╭─ The records
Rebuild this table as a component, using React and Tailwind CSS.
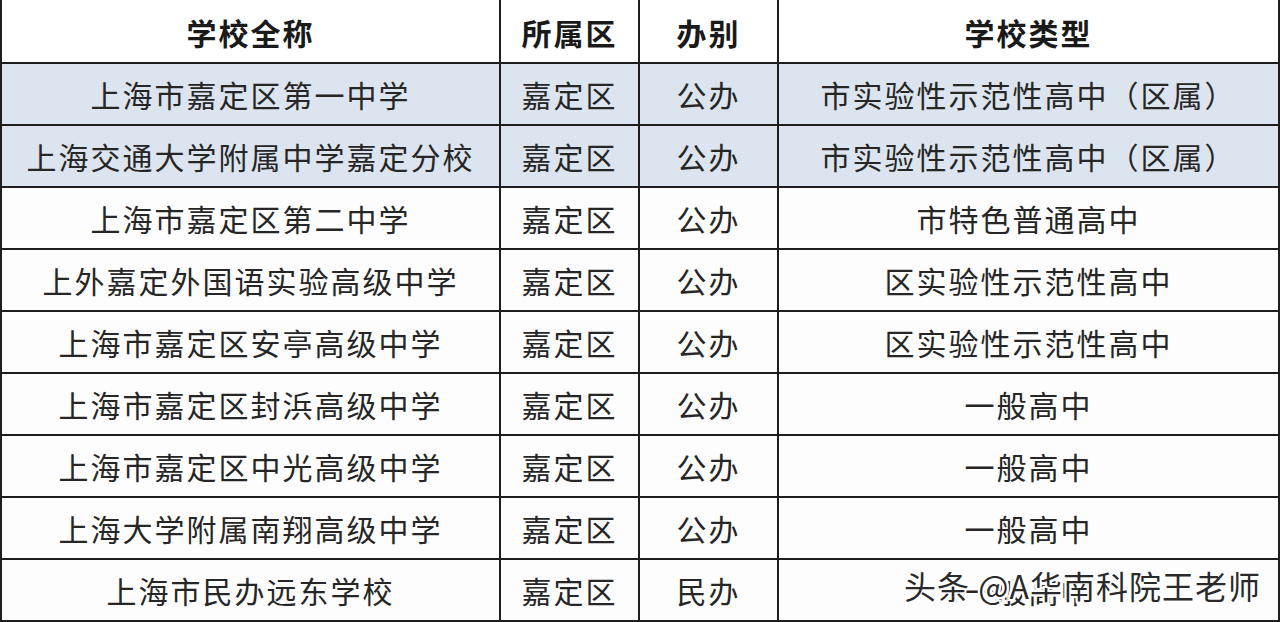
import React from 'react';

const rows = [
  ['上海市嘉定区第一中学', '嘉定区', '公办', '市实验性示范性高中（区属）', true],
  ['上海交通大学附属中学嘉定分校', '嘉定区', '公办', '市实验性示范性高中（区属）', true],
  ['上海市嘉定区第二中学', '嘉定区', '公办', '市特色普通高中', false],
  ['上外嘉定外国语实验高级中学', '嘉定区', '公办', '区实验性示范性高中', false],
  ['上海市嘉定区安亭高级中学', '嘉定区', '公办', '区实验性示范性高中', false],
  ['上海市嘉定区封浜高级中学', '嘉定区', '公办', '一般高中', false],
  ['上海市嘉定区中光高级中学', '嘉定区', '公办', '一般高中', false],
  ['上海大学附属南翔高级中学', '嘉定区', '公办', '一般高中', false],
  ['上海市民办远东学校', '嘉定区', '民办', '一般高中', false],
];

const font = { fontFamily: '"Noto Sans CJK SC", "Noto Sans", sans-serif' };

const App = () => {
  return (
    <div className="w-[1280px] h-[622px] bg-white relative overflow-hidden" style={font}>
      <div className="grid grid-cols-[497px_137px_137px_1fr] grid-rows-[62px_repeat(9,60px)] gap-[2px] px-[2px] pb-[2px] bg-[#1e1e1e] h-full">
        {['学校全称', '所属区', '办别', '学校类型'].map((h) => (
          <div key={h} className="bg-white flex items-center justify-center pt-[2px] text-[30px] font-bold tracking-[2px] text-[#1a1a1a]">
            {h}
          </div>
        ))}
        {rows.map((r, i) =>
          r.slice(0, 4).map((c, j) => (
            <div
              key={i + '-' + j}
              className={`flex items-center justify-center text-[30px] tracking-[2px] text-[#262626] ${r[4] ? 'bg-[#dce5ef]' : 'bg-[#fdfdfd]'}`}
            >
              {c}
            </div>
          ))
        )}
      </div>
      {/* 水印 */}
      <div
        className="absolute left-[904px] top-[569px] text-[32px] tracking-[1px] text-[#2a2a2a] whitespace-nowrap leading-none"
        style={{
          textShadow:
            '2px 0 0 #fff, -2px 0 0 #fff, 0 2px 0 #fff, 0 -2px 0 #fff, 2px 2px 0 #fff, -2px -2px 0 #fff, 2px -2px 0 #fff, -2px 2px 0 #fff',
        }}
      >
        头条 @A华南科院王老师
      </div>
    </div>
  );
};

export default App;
╰─
╭─ The records
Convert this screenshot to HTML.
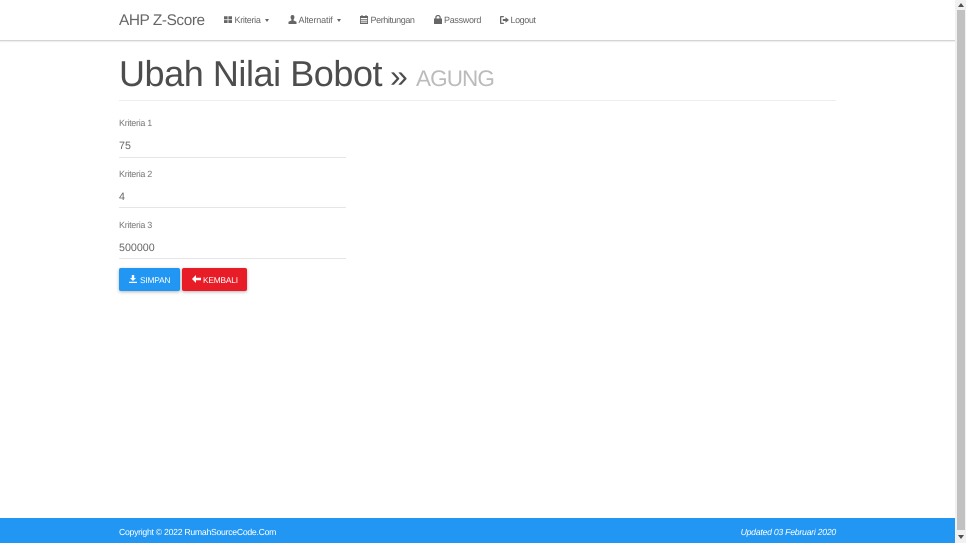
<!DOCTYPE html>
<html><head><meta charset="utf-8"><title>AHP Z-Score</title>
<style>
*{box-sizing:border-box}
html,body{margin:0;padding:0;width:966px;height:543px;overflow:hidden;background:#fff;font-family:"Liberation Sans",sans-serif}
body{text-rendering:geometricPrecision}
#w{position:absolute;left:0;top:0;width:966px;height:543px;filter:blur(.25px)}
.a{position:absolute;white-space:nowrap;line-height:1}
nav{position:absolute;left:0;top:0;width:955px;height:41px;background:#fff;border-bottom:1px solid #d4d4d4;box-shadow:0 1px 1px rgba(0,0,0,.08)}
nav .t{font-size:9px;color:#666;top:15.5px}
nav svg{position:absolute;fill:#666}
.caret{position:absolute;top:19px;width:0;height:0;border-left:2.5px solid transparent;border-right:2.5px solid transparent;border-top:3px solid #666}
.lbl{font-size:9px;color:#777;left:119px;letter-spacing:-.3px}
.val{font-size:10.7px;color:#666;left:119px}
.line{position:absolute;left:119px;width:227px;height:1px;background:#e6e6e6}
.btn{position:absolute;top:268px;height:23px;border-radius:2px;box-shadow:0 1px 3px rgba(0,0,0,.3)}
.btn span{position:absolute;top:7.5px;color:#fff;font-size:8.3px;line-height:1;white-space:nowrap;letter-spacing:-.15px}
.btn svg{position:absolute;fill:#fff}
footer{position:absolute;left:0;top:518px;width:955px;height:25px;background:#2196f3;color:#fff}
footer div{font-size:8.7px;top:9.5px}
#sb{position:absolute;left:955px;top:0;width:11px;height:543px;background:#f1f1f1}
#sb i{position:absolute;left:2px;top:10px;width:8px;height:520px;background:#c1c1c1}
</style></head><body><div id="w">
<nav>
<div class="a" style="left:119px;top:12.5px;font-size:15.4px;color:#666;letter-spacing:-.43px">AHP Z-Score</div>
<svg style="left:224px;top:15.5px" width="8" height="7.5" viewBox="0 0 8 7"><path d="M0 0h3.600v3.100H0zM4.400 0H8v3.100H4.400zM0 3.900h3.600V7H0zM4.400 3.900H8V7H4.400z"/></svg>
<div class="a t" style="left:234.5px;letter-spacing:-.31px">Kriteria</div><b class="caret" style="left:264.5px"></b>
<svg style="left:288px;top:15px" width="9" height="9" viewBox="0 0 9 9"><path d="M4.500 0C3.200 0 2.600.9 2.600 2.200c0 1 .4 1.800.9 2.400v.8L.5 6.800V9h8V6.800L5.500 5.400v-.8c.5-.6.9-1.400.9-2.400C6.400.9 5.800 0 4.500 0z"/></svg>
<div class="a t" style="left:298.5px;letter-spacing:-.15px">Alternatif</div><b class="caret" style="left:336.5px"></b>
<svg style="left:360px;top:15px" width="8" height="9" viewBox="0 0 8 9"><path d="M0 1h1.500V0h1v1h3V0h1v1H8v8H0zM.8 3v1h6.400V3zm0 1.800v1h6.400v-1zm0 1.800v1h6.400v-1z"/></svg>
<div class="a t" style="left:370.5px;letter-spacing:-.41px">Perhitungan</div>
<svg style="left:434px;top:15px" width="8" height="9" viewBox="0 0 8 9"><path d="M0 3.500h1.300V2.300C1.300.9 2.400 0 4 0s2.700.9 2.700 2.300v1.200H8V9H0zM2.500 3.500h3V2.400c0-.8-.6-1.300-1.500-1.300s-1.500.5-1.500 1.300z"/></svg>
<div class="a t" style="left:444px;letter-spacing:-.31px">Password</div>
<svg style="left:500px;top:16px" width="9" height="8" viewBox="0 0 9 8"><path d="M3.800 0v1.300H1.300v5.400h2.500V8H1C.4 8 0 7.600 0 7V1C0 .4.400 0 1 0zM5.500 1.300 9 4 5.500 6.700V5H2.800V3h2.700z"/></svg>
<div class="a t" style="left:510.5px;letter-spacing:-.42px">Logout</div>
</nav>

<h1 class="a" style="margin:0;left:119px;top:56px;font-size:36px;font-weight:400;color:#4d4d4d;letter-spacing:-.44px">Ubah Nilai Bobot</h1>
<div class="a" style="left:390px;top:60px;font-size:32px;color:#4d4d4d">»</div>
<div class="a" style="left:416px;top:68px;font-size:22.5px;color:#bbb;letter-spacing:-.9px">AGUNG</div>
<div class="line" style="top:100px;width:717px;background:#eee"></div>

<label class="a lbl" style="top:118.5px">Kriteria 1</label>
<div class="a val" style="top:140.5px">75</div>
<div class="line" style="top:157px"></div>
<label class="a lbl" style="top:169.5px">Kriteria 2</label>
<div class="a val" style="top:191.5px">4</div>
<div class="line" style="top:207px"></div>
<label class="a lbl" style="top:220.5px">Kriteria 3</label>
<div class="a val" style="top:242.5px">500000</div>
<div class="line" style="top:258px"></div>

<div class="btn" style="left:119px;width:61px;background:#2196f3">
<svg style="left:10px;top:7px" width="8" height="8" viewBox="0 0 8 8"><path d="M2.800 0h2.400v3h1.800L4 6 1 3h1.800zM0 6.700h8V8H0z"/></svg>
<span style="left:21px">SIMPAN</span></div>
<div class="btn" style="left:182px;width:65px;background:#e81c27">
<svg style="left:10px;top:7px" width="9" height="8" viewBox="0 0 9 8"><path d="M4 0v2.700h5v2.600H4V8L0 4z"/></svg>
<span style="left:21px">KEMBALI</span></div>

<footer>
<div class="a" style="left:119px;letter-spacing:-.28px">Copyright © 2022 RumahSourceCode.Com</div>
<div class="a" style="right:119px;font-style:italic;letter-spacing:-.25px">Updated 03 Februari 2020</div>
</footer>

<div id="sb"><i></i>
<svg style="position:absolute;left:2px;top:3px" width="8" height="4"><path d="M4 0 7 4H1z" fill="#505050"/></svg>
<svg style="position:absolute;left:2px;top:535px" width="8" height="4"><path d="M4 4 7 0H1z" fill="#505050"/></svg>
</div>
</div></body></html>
╰─
╭─ The records
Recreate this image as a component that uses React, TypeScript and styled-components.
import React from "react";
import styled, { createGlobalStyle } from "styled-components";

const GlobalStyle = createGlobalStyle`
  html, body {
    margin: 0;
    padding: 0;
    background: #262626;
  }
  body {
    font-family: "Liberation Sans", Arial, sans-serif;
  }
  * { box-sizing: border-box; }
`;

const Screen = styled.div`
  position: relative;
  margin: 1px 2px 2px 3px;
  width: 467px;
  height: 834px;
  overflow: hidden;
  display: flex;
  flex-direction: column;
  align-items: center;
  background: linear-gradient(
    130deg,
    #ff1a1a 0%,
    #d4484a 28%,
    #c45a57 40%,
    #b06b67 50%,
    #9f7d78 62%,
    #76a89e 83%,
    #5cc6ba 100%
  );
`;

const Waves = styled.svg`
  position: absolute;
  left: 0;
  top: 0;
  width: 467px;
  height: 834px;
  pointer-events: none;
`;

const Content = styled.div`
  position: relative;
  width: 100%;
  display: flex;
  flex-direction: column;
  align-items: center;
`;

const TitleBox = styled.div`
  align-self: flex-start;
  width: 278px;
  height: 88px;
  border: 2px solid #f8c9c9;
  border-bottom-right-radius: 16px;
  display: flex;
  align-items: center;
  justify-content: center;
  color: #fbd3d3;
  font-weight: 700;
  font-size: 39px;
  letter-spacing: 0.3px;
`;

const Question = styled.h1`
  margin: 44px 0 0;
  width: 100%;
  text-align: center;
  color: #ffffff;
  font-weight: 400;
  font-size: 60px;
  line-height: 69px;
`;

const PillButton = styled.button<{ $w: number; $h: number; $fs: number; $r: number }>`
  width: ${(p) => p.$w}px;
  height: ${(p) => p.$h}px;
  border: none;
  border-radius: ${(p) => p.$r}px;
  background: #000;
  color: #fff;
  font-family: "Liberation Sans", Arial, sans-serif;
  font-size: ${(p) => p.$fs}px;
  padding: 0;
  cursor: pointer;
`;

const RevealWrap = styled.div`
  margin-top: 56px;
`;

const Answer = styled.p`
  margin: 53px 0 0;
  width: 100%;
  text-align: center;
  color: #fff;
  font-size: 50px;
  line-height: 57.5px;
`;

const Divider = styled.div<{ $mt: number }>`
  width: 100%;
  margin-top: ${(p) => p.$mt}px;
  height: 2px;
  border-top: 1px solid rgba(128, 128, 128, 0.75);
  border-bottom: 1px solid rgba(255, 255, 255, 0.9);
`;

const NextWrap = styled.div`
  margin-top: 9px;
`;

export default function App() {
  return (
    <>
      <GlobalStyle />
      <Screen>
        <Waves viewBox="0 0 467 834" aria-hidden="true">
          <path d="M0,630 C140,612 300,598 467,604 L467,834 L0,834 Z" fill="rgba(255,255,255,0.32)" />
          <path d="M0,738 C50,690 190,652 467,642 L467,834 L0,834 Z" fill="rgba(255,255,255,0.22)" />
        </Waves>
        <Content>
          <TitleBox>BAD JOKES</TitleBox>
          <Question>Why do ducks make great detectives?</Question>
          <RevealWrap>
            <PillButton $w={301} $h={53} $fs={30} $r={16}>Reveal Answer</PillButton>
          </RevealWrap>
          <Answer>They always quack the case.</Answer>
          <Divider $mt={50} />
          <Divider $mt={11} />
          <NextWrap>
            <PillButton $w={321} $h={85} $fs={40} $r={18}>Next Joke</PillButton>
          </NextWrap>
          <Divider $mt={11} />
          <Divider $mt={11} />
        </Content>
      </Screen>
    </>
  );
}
╰─
**Your task:** Start with the line that includes "Rebuild this table" and finish with the line that includes "import React from 'react';": reproduce those lines exactly, nothing before or after, and omit any pictures.

**Complete response:**
Rebuild this table as a component, using React and Tailwind CSS.
import React from 'react';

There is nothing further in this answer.